Transcript from the "Lifecycle Hooks & Usecases" Lesson
>> Lifecycle Hooks. Hooks are named the same but prefixed with on in camel case. And if you come from react, this will look familiar to you. So here we've got on mounted and we've got console.log state.count. So, it's similar in the sense that we're still just calling mounted as a function, right?
[00:00:21] And this time we're really calling it as a function is not even a method, it's a function. And we're saying on mounted and we, create a function and then we're able to access or create things. It's really good, composition API is really good for reusable objects. So, some examples if we wanted to extract just the logic without the template, we might use it for getting the dimensions of a viewport in a component.
[00:00:49] We might use it for gathering specific mousemove events. We might use it for the base elements of charts. We might use it for clip boards, or media queries, or dark mode. So here are a couple of examples of where we might want to encapsulate that logic, and use it in a few different places among different components.
[00:01:08] But we just want the logic part, we just want that piece of it. So we are able to do that. So a couple people might ask, how do I merge the older API with the newer API? And I didn't find a good example online, so I made one, that showed options API and composition API.
[00:01:30] So here's a CodeSandbox which is similar to code creates an entire application that you can use and share. So if I have that app that we are used to and we have things like our components, like we were used to right we have that app.view. We have a components folder where we can put components that we're using in this application.

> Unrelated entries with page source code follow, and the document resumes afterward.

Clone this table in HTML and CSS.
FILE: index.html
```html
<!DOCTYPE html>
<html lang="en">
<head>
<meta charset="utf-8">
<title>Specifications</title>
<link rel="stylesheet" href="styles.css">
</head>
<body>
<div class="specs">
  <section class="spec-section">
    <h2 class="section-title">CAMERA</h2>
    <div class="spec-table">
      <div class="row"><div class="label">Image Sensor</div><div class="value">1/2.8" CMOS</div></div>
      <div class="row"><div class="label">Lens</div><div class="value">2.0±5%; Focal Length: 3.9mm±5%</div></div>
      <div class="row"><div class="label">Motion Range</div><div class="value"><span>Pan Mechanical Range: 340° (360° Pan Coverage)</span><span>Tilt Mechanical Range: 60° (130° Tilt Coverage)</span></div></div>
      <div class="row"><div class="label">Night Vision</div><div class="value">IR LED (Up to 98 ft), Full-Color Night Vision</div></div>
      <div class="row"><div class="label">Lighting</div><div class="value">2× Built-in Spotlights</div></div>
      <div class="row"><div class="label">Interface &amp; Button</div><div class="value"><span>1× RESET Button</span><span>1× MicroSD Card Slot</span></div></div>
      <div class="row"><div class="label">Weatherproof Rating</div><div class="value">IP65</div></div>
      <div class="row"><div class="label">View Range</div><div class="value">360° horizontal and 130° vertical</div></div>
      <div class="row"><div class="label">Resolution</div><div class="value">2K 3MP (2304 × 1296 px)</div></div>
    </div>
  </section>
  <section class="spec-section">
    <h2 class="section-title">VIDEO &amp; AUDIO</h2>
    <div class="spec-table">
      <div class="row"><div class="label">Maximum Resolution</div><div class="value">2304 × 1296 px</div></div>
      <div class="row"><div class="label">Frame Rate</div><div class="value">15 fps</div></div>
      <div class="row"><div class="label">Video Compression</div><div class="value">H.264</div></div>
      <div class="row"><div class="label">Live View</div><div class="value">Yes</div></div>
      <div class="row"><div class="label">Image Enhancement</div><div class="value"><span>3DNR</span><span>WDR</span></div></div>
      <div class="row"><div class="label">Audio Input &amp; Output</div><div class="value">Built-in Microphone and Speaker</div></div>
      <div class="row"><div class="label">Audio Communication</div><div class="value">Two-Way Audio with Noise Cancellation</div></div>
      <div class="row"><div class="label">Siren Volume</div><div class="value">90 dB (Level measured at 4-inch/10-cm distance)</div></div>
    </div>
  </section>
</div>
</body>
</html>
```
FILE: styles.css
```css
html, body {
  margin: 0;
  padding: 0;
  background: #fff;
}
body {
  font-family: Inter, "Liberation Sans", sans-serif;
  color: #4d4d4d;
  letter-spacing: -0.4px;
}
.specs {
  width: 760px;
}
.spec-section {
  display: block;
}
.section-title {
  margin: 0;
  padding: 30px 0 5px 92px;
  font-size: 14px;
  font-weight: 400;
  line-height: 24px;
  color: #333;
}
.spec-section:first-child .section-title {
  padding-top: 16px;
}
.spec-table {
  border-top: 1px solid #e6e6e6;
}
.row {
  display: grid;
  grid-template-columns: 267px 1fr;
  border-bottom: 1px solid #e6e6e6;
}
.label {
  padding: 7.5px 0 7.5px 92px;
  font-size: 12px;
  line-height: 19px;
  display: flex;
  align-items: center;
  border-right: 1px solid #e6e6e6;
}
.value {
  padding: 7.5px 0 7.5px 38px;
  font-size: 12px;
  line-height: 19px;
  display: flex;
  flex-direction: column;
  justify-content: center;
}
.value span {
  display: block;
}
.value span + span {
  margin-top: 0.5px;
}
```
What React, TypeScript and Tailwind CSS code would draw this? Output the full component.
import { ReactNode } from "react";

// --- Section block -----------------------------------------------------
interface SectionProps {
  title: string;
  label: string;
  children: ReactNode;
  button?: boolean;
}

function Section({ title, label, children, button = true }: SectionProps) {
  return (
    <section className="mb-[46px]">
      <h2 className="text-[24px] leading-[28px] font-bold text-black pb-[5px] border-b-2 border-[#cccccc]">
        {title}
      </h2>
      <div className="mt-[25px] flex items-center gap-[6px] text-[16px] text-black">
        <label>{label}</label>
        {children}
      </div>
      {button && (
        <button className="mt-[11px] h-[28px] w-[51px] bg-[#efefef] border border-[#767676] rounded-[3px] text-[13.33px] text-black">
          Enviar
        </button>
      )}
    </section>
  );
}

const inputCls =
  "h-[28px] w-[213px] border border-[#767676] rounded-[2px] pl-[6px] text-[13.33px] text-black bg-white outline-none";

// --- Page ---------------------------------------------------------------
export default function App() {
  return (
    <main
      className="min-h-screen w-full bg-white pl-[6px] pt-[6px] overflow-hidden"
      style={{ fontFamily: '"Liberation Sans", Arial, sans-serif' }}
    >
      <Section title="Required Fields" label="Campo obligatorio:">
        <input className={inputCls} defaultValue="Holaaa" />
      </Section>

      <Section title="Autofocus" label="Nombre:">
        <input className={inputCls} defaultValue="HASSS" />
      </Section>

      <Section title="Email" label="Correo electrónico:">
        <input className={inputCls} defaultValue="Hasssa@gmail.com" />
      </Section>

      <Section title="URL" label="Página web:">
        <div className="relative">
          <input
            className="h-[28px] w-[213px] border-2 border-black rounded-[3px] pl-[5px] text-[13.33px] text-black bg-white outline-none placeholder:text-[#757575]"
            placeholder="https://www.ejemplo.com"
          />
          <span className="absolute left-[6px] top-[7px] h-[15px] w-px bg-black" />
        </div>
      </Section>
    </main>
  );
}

[00:01:58] This first app.view, is using the options API. In other words, it's got, the import and then we've got the data. But if we wanted to merge the two what I would do is, I would say, and we've got computed and we've got methods, I would say set up inside here.
[00:02:15] And here we have a new folder called composable. And this is becoming kind of our standard, for how we're going to define when we're using a composition API. So I wouldn't put it in components, I would put it in a folder called composable. And let's say I wanted to use window width, like I wanted to find the value of a window width.
[00:02:53] This will change coming up as we move into, view becoming stable. We say export function use window width, we've got a ref. We've got our mounted hook, where we calculate the window inner width, and we're gonna plot that window inner width to this ref, which you can think of as data, width equals zero, right?
[00:03:22] And we're returning the width, that's the thing that we're getting. If we go into the app into the setup, we're bringing in use window width from the composable folder and we're saying const width equals use window width. Remember, that's what we export default we export it, and we're returning width and now we can use width, inside of our template.
[00:03:49] We could say, this.width times two, we could use it in methods. And it's still that this dot width right, that this dot width is now available to us in the options API, so you can absolutely use them together. So that is reporting an alert, that we captured using the options API in that encapsulated bit of logic.
[00:04:12] You can also use them with templates, but this is kind of like how we thought about mixings, right? We're thinking about just encapsulating a bit of functionality that we would like to use in other places in our application.